Sunday, March 29, 2015
Maybe all it takes is to give yourself over to the thing, the madness, and to quit whining about it. Become the train wreck in progress. I don't know. But I feel great this morning even though my life patterns have changed, when I sleep, when I wake. And maybe it is no more than the weather. There has been a weekend reprieve from the humid heat that came too early this year. We are back to a lovely spring that is full of chirping birds and crisp mornings and lovely, lovely light.
Or maybe it is simply that I got my phone back. I drove to "that" side of town yesterday where I was told my phone was being held for me. I loved going there, an abandoned mall that had been converted to an indoor bazaar if you will, a flea market with everything you could imagine crammed together in disorganized spaces. There were cheap ropas, baggy shorts that come mid calf, shoes, watches, phones. I was the only white guy there, but otherwise it was a good ethnic mix, just people growing up as I did, trying to get by on little and still have something in their lives. You can drive a shitty car and have a gold chain. I have plenty of relatives like this. It is not strange to me, and I have no problem with the concept. My republican friends. . . well, I think they would say, "See! Why are they wasting their money on a fucking gold chain? That's where your tax dollars are going!" Maybe so. That doesn't bother me. What bothers me is how difficult it is to live with little. I know the despair of kids growing up who see the images on television of that other life, the one across town where you never go because it is like a foreign country. Nope. I know.
So one guy decided to go to the foreign country and take my phone. Now that pisses me off.
There was no directory inside the mall. It was just long, broken rows of stalls. I stopped at one and asked for Min Ho's phone shop. I was told to go through the stall with the men's clothes. It didn't make sense to me, so I ended up wandering around for a bit trying to find the place that bought cell phones. I'd forgotten how big people are. This group was much bigger than the average crowd, taller, thicker, more bad ass. I felt diminutive, really, half sized. Here were big Mexicans trying to see some pants that were hanging high above them. A fellow with a hooked stick was pulling them down the way the barkers do prizes at the fair. The Mexicans had serious looks on their faces, embarrassed, maybe. They were not the kind, I supposed, who spent their Saturdays shopping for clothes. Where were the little Mexicans and the little Asians? They weren't here. These were men working hard in an America where they could eat and grow, not limited to vegetables and corn and rice and the occasional egg or chicken.
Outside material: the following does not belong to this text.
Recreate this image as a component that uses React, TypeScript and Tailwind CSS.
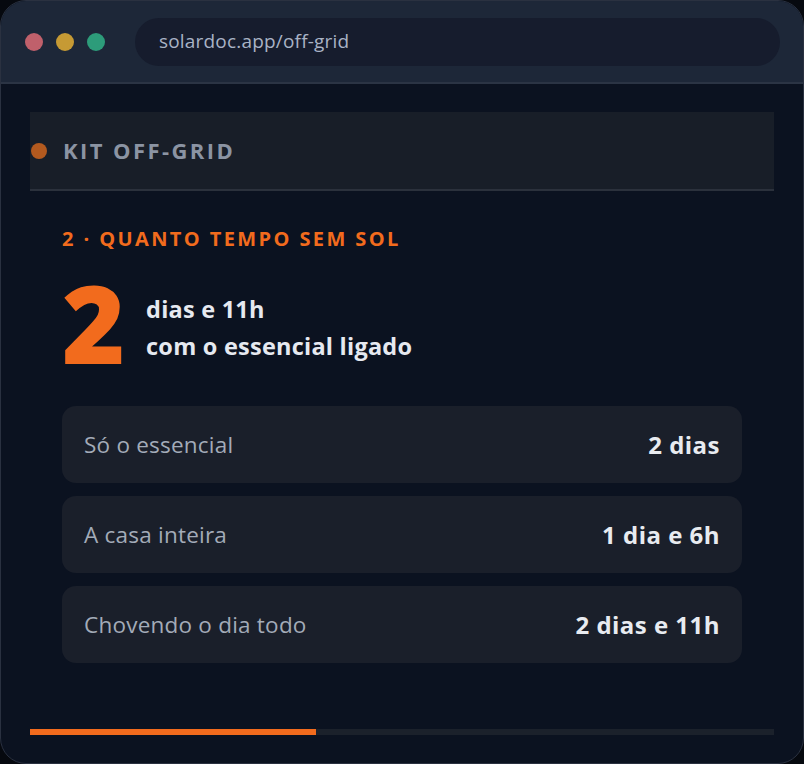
import React from "react";

const rows = [
  { label: "Só o essencial", value: "2 dias" },
  { label: "A casa inteira", value: "1 dia e 6h" },
  { label: "Chovendo o dia todo", value: "2 dias e 11h" },
];

const App = () => {
  const progress = 38.4;
  return (
    <div className="w-[804px] h-[764px] bg-[#06090f] font-['Open_Sans','Noto_Sans',sans-serif]">
      <div className="w-full h-full rounded-[26px] border border-[#2a3140] overflow-hidden flex flex-col bg-[#0b1220]">
        {/* title bar */}
        <div className="h-[83px] shrink-0 bg-[#1d2738] border-b-2 border-[#2b3444] flex items-center pl-[24px] pr-[23px]">
          <div className="flex items-center gap-[13px]">
            <span className="w-[18px] h-[18px] rounded-full bg-[#c0606b]" />
            <span className="w-[18px] h-[18px] rounded-full bg-[#c69a34]" />
            <span className="w-[18px] h-[18px] rounded-full bg-[#2d9c7a]" />
          </div>
          <div className="ml-[30px] flex-1 h-[48px] rounded-full bg-[#161c2d] flex items-center px-[24px] text-[19px] tracking-[0.01em] text-[#a9b3c5]">
            solardoc.app/off-grid
          </div>
        </div>

        {/* body */}
        <div className="flex-1 flex flex-col px-[29px] pt-[28px] pb-[28px]">
          <div className="h-[79px] bg-[#181e28] border-b-2 border-[#2b313c] flex items-center pl-[1px]">
            <span className="w-[16px] h-[16px] rounded-full bg-[#b35a1f]" />
            <span className="ml-[16px] text-[22px] font-bold tracking-[0.11em] text-[#8b94a3]">
              KIT OFF-GRID
            </span>
          </div>

          <div className="px-[32px] flex flex-col flex-1">
            <div className="mt-[38px] h-[20px] flex items-center text-[20px] font-bold tracking-[0.12em] text-[#f26b1d]">
              2 · QUANTO TEMPO SEM SOL
            </div>

            <div className="mt-[29px] flex items-center">
              <span className="text-[108px] font-extrabold leading-[90px] text-[#f26b1d] tracking-[-0.03em]">
                2
              </span>
              <div className="ml-[24px] pt-[10px] text-[23.5px] font-bold leading-[37px] tracking-[0.01em] text-[#e6e9f0]">
                <div>dias e 11h</div>
                <div>com o essencial ligado</div>
              </div>
            </div>

            <div className="mt-[38px] flex flex-col gap-[13px]">
              {rows.map((r) => (
                <div
                  key={r.label}
                  className="h-[77px] rounded-[14px] bg-[#1a1f2a] flex items-center justify-between px-[22px]"
                >
                  <span className="text-[22.5px] tracking-[0.01em] text-[#a3abb8]">{r.label}</span>
                  <span className="text-[24px] font-bold tracking-[0.02em] text-[#e8ebf0]">{r.value}</span>
                </div>
              ))}
            </div>
          </div>

          <div className="mt-auto h-[6px] bg-[#1b212b]">
            <div className="h-full bg-[#f26b1d]" style={{ width: `${progress}%` }} />
          </div>
        </div>
      </div>
    </div>
  );
};

export default App;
Eventually, I went back to the place I was directed to go, and cutting through the stall I found a counter with a big Asian fellow sitting down to his lunch.
"Hi," I said. "I'm looking for Min Ho."
He put down his bowl and stood up formally. "I'm Min Ho," he said. He was a big guy with thick muscles and broad shoulders, perhaps Korean, I thought, a young guy maybe in his early thirties. Not what I was expecting at all. I extended my hand and told him my name.
"I think you are holding an iPhone for me."
He was very polite as he told me the story. A fellow came in to sell him the phone, and when he turned it on, the message came across the screen that this phone had been lost and to call the number I had typed in.
"I gave him five dollars and told him to get the fuck out of here. Then I called my buddy, the policeman who called you."
I thought about that for a second. It wouldn't be good for him to have people arrested. I understood that. So he had given the guy enough money to cover the cost of his gas driving to where I work and back. He handed me the phone.
Crazy, right? I wasn't in a hurry to leave, so I walked around and began to think about making photographs. How much would it cost me to rent a space and set up a photo studio where people could come and get good photos for free? I would take pictures for them. Gold teeth and chains, tattoos, crazy hair and wife beater shirts. I was visualizing it all in black and white film. It would be something, I thought. Just life and a chance to show off, to "represent." And I. . . I could relearn a lot of things I've forgotten.
I took today's picture with a Leica film camera in the studio. Not digital. Tri-X negative film. Developed. Scanned. It takes a long time. What do you think? Is it worth it? Does it look different from a digital image I might have made black and white with computer programs? There are a lot of them that are good. But shooting with film is a little like walking on the wire. You could shoot all night and not know that something was going wrong.
I don't know. I'm trying it out. I will begin taking film cameras out in the street. I found a bag of about one hundred rolls of various old films that are probably half ruined, most of it color. I will shoot it for fun to see how it comes out. The dyes will be shifted, I'm sure, and exposures will be off. There may be streaks. Oh, it might be fun.
And sometimes, if you give yourself over to the madness and let yourself go. . . .
Tonight the last season of "Mad Men" begins. I didn't think I'd care. It has been too long. But surprisingly. . . I do. Little things, if you know what I mean.